The most notable thing about Less Is More is Steve Hogarth's voice. Stripped of the full-on electric arrangements of Marillion's usual sound, it quickly becomes apparent just how crucial of an instrument Hogarth's voice is to Marillion.
On songs like "If My Heart Were A Ball," Hogarth's vocal sounds like part scream and part aching plea, and is the one thing separating this song from what otherwise sounds like a slower take on the Doors' "Break On Through (To The Other Side)." Not that this is a bad thing…
For the most part, the mood of this album is very quiet, and to my ears at least, very late night. Songs like "Wrapped Up In Time" and especially "The Space" provoke the sort of color and shade you might hear in a smoky jazz lounge around closing time. At least until Steve Rothery's guitar and Mark Kelly's keyboards kick in. On the former, Rothery's guitar adds just the right amount of flourish, while on the latter it is Kelly's haunting piano that does the trick.
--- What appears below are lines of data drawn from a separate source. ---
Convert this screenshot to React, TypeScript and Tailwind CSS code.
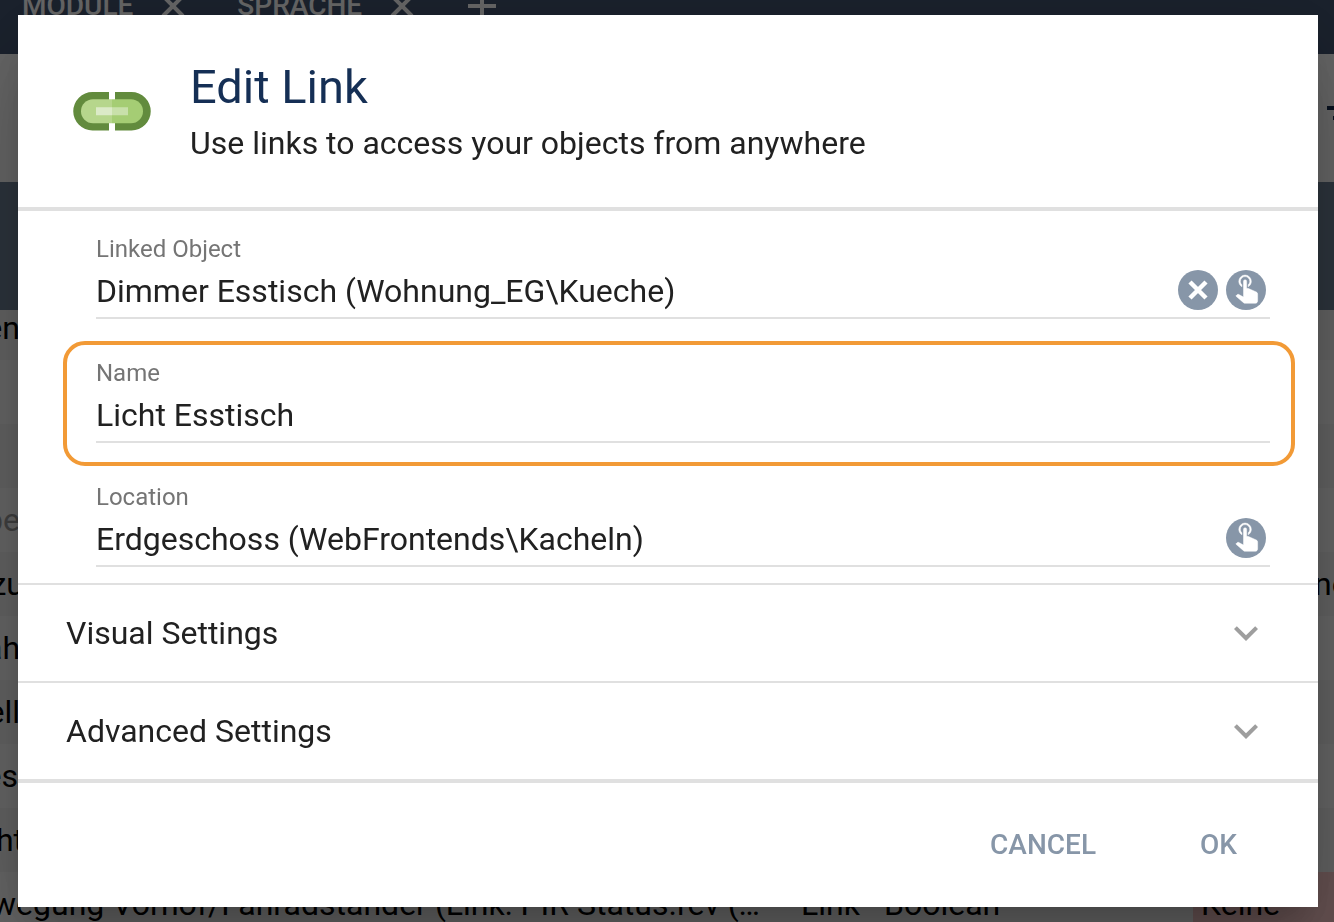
import { useState } from "react";
import { MdExpandMore, MdFilterList, MdAdd } from "react-icons/md";

const rows = [
  { name: "en", type: "", className: "w-9" },
  { name: "", type: "", className: "w-9" },
  { name: "", type: "", className: "w-9" },
  { name: "pe", type: "", className: "w-9 text-[#9e9e9e]" },
  { name: "zu", type: "ne", className: "w-10" },
  { name: "ah", type: "", className: "w-9" },
  { name: "ell", type: "", className: "w-9" },
  { name: "es", type: "", className: "w-[34px]" },
  { name: "ht", type: "", className: "w-10" },
];

function TabCloseIcon() {
  return (
    <svg viewBox="0 0 40 40" className="size-10" aria-hidden="true">
      <path d="M10 10l20 20M30 10L10 30" stroke="currentColor" strokeWidth="4" />
    </svg>
  );
}

function ObjectPage() {
  return (
    <div className="flex h-screen flex-col overflow-hidden bg-white text-[32px] leading-10 text-black">
      <nav className="flex h-[54px] shrink-0 items-start gap-11 overflow-hidden bg-[#425470] pl-[22px] text-[28px] leading-3 font-medium text-white">
        <span className="flex h-3 items-center gap-5">
          MODULE <TabCloseIcon />
        </span>
        <span className="flex h-3 items-center gap-5">
          SPRACHE <TabCloseIcon />
        </span>
        <span className="-ml-2 flex h-3 items-center">
          <MdAdd className="size-12" />
        </span>
      </nav>
      <div className="flex h-32 shrink-0 items-center justify-end overflow-hidden text-[#12294d]">
        <MdFilterList className="-mr-[35px] size-12 shrink-0" />
      </div>
      <div className="h-32 shrink-0 bg-[#6f8297]" />
      <div className="min-h-0 flex-1 overflow-hidden">
        {rows.map((row, i) => (
          <div
            key={i}
            className={`flex items-center justify-between ${i === 0 ? "h-[50px] pb-3.5" : "h-16"} ${i % 2 === 0 ? "bg-[#f5f5f5]" : "bg-white"}`}
          >
            <span className={`-ml-4 flex justify-end whitespace-nowrap ${row.className}`}>{row.name}</span>
            <span className="w-5">{row.type}</span>
          </div>
        ))}
        <div className="flex h-16 items-center whitespace-nowrap">
          <span className="-ml-2 w-[809px]">wegung Vorhof/Fahradständer (Link: PIR Status.rev (…</span>
          <span className="w-[83px]">Link</span>
          <span className="w-[309px]">Boolean</span>
          <span className="flex h-16 flex-1 items-center bg-[#ffcccc] pl-2">Keine</span>
        </div>
      </div>
    </div>
  );
}

function LinkIcon() {
  return (
    <svg viewBox="0 0 80 40" className="h-10 w-20 shrink-0" aria-hidden="true">
      <path d="M37 1H20.500a19.250 19.250 0 0 0 0 38.500H37z M43 1h16.500a19.250 19.250 0 0 1 0 38.500H43z" fill="#628b3d" />
      <path d="M40 8.250H21a12 12 0 0 0 0 24h19z" fill="#b6d68c" />
      <path d="M40 8.250h19a12 12 0 0 1 0 24H40z" fill="#a5cd74" />
      <path d="M24 16.250h16v8H24z" fill="#dbeac7" />
      <path d="M40 16.250h16v8H40z" fill="#c8e0aa" />
    </svg>
  );
}

function RoundButton({ label, kind }: { label: string; kind: "clear" | "pick" }) {
  return (
    <button type="button" aria-label={label} className="size-10 shrink-0 rounded-full bg-[#8796a8] text-white">
      <svg viewBox="0 0 40 40" className="size-10" aria-hidden="true">
        {kind === "clear" ? (
          <path d="M12 12l16 16M28 12L12 28" stroke="currentColor" strokeWidth="4.500" />
        ) : (
          <path
            transform="translate(1.8 -2.8) scale(1.57)"
            fill="currentColor"
            d="M10,9A1,1 0 0,1 11,8A1,1 0 0,1 12,9V13.47L13.21,13.6L18.15,15.79C18.68,16.03 19,16.56 19,17.14V21.5C18.97,22.32 18.32,22.97 17.5,23H11C10.62,23 10.26,22.85 10,22.57L5.1,18.37L5.84,17.6C6.03,17.39 6.3,17.28 6.58,17.28H6.8L10,19V9M11,5A4,4 0 0,1 15,9C15,10.5 14.2,11.77 13,12.46V11.24C13.61,10.69 14,9.89 14,9A3,3 0 0,0 11,6A3,3 0 0,0 8,9C8,9.89 8.39,10.69 9,11.24V12.46C7.8,11.77 7,10.5 7,9A4,4 0 0,1 11,5Z"
            stroke="currentColor"
            strokeWidth="0.3"
          />
        )}
      </svg>
    </button>
  );
}

type FieldProps = { id: string; label: string; initial: string; clearable?: boolean; pickable?: boolean; highlighted?: boolean };

function Field({ id, label, initial, clearable, pickable, highlighted }: FieldProps) {
  const [value, setValue] = useState(initial);
  return (
    <div className="relative pt-6 pr-12 pb-4 pl-[78px]">
      {highlighted && (
        <div className="pointer-events-none absolute top-1.5 right-[23px] -bottom-[7px] left-[45px] rounded-[22px] border-4 border-[#f29a36]" />
      )}
      <label htmlFor={id} className="block text-2xl leading-7 text-[#757575]">
        {label}
      </label>
      <div className="flex h-14 items-center gap-2 border-b-2 border-[#e0e0e0] pr-1">
        <input id={id} value={value} onChange={(e) => setValue(e.target.value)} className="h-11 min-w-0 flex-1 bg-transparent pt-0.5 text-[32px] outline-none" />
        {clearable && <RoundButton label={`Clear ${label}`} kind="clear" />}
        {pickable && <RoundButton label={`Select ${label}`} kind="pick" />}
      </div>
    </div>
  );
}

function Section({ title }: { title: string }) {
  return (
    <button type="button" className="flex h-[98px] w-full items-center justify-between border-t-2 border-[#e0e0e0] px-12 text-left">
      {title}
      <MdExpandMore className="size-12 text-[#9e9e9e]" />
    </button>
  );
}

export default function App() {
  return (
    <div className="font-['Roboto',sans-serif]">
      <ObjectPage />
      <div className="fixed inset-0 bg-black/60 py-[15px] pr-4 pl-[18px]">
        <div
          role="dialog"
          aria-modal="true"
          aria-labelledby="dialog-title"
          className="w-full bg-white text-[32px] leading-10 text-[#212121] shadow-[0_22px_30px_-14px_rgba(0,0,0,0.2),0_48px_76px_6px_rgba(0,0,0,0.14),0_18px_92px_16px_rgba(0,0,0,0.12)]"
        >
          <header className="flex h-[196px] items-center gap-[38px] border-b-4 border-[#e0e0e0] pl-[54px]">
            <LinkIcon />
            <div>
              <h1 id="dialog-title" className="text-[47px] leading-16 text-[#152f55]">
                Edit Link
              </h1>
              <p className="leading-12">Use links to access your objects from anywhere</p>
            </div>
          </header>
          <form id="link-form" onSubmit={(e) => e.preventDefault()}>
            <Field id="linked-object" label="Linked Object" initial="Dimmer Esstisch (Wohnung_EG\Kueche)" clearable pickable />
            <Field id="name" label="Name" initial="Licht Esstisch" highlighted />
            <Field id="location" label="Location" initial="Erdgeschoss (WebFrontends\Kacheln)" pickable />
          </form>
          <Section title="Visual Settings" />
          <Section title="Advanced Settings" />
          <footer className="flex h-32 items-center justify-end gap-10 border-t-4 border-[#e0e0e0] pr-[49px] text-[28px] font-medium text-[#8796a8]">
            <button type="button" className="h-18 px-8">
              CANCEL
            </button>
            <button type="submit" form="link-form" className="h-18 px-8">
              OK
            </button>
          </footer>
        </div>
      </div>
    </div>
  );
}
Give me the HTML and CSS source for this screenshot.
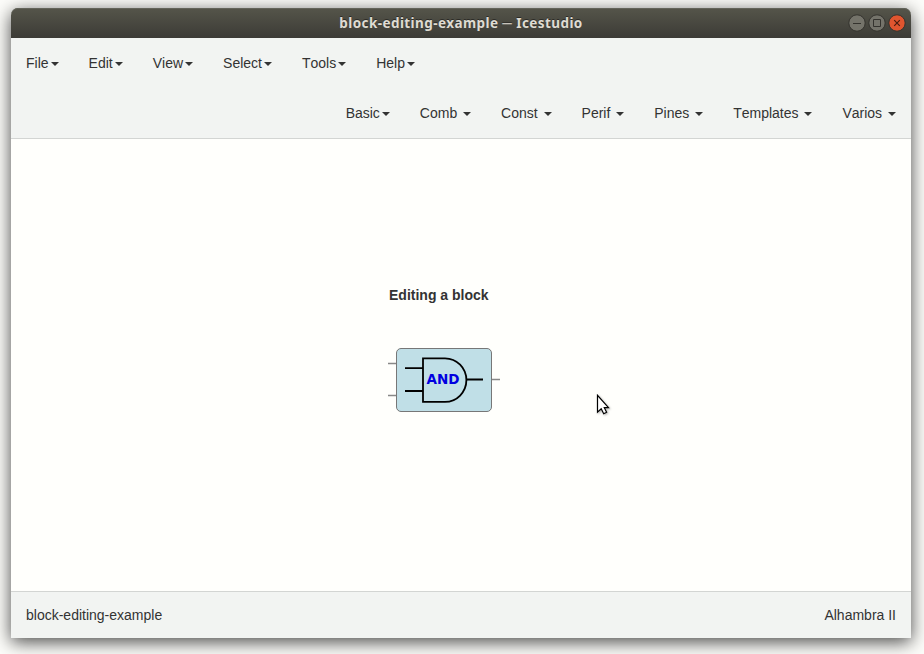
FILE: index.html
```html
<!DOCTYPE html>
<html lang="en">
<head>
<meta charset="utf-8">
<title>block-editing-example ─ Icestudio</title>
<link rel="stylesheet" href="styles.css">
</head>
<body>
<div class="window">
  <div class="titlebar">
    <span class="title">block-editing-example <span class="dash">─</span> Icestudio</span>
    <div class="controls">
      <svg width="18" height="18" viewBox="0 0 18 18"><circle class="btn" cx="9" cy="9" r="8.2"/><path class="glyph" d="M5 9.5h8"/></svg>
      <svg width="18" height="18" viewBox="0 0 18 18"><circle class="btn" cx="9" cy="9" r="8.2"/><path class="glyph" d="M5.5 5.5h7v7h-7z"/></svg>
      <svg width="18" height="18" viewBox="0 0 18 18"><circle class="btn close" cx="9" cy="9" r="8.2"/><path class="glyph cross" d="M6.2 6.2l5.6 5.6M11.8 6.2l-5.6 5.6"/></svg>
    </div>
  </div>
  <header class="navbar">
    <nav class="menu">
      <a>File<i class="caret"></i></a>
      <a>Edit<i class="caret"></i></a>
      <a>View<i class="caret"></i></a>
      <a>Select<i class="caret"></i></a>
      <a>Tools<i class="caret"></i></a>
      <a>Help<i class="caret"></i></a>
    </nav>
    <nav class="menu menu-right">
      <a>Basic<i class="caret"></i></a>
      <a>Comb <i class="caret"></i></a>
      <a>Const <i class="caret"></i></a>
      <a>Perif <i class="caret"></i></a>
      <a>Pines <i class="caret"></i></a>
      <a>Templates <i class="caret"></i></a>
      <a>Varios <i class="caret"></i></a>
    </nav>
  </header>
  <main class="canvas">
    <div class="info">Editing a block</div>
    <svg class="block" width="112" height="66" viewBox="0 0 112 66">
      <path class="port" d="M0 16.5h8M0 48.5h8M104 32.5h8"/>
      <rect class="body" x="8.5" y="1.5" width="95" height="63" rx="4.5"/>
      <path class="gate" d="M17 21.1h18M17 44h18M78 32.5h17"/>
      <path class="gate" d="M35 11.3h22a21.4 21.8 0 0 1 0 43.6h-22z"/>
      <text class="label" x="38.5" y="37" textLength="33" lengthAdjust="spacingAndGlyphs">AND</text>
    </svg>
    <svg class="pointer" width="16" height="22" viewBox="0 0 16 22"><path d="M1.5 1.3v16.9l3.7-3.4 2.5 5 2.9-1.5-2.3-4.6h4.2z"/></svg>
  </main>
  <footer class="footer"><span>block-editing-example</span><span>Alhambra II</span></footer>
</div>
</body>
</html>
```
FILE: styles.css
```css
* { box-sizing: border-box; }
body {
  margin: 0;
  height: 654px;
  padding: 8px 13px 16px 11px;
  overflow: hidden;
  background: #fdfdfa;
  font: 14px/20px "Liberation Sans", Arial, sans-serif;
  font-kerning: none;
  color: #333;
}
.window {
  width: 900px;
  height: 630px;
  display: flex;
  flex-direction: column;
  border-radius: 7px 7px 0 0;
  box-shadow: 0 4px 18px rgba(0, 0, 0, .72);
}
.titlebar {
  height: 30px;
  display: grid;
  grid-template-columns: 1fr auto 1fr;
  align-items: center;
  padding: 0 5px;
  border-radius: 7px 7px 0 0;
  background: linear-gradient(#55554a, #3c3b36);
  box-shadow: inset 0 1px #63645a;
}
.title {
  grid-column: 2;
  color: #dfdbd2;
  font: bold 13.5px/20px "Noto Sans", sans-serif;
  letter-spacing: .42px;
  white-space: nowrap;
  text-shadow: 0 -1px #2c2b27;
}
.dash { font-weight: normal; }
.controls { display: flex; gap: 2px; justify-self: end; }
.btn { fill: #74736a; stroke: #34332e; }
.close { fill: #e0552f; }
.glyph { fill: none; stroke: #34332e; }
.cross { stroke: #4a1c10; stroke-width: 1.2; }
.navbar {
  height: 101px;
  background: #f2f4f2;
  border-bottom: 1px solid #d3d5d3;
}
.menu { display: flex; height: 50px; }
.menu-right { justify-content: flex-end; }
.menu a { padding: 15px; white-space: pre; }
.caret {
  display: inline-block;
  margin-left: 2px;
  vertical-align: middle;
  border-top: 4px solid #333;
  border-left: 4px solid transparent;
  border-right: 4px solid transparent;
}
.canvas {
  position: relative;
  flex: 1;
  background: #fffffc;
  padding: 146px 0 0 377px;
}
.info { padding-left: 1px; font-weight: bold; }
.block { display: block; margin-top: 42px; }
.port { stroke: #888; stroke-width: 1.5; }
.body { fill: #c0dfe7; stroke: #777; }
.gate { fill: none; stroke: #000; stroke-width: 1.8; }
.label { fill: #0000e0; font: bold 13.5px "DejaVu Sans", sans-serif; }
.pointer { position: absolute; left: 585px; top: 255px; filter: drop-shadow(1px 1px 1px rgba(0, 0, 0, .3)); }
.pointer path { fill: #fff; stroke: #000; stroke-width: 1.2; }
.footer {
  height: 47px;
  display: flex;
  justify-content: space-between;
  padding: 13px 15px;
  background: #f2f4f2;
  border-top: 1px solid #d3d5d3;
}
```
On "Interior Lulu," the band probably come closest to the proggy sound of their other recordings, but even here the mood is a decidedly late night and laid back one. Set against an oriental sounding backdrop of strings and percussion instruments I couldn't identify if you paid me, Hogarth's dramatic, off-color falsetto vocal gives the song all the lift-off it needs.
Less Is More is a bit of a departure for these guys, but it is also a destination I wouldn't be at all disappointed to see them visit more often. At the very least, it's great to see a band like Marillion continuing to musically stretch itself this far into their career.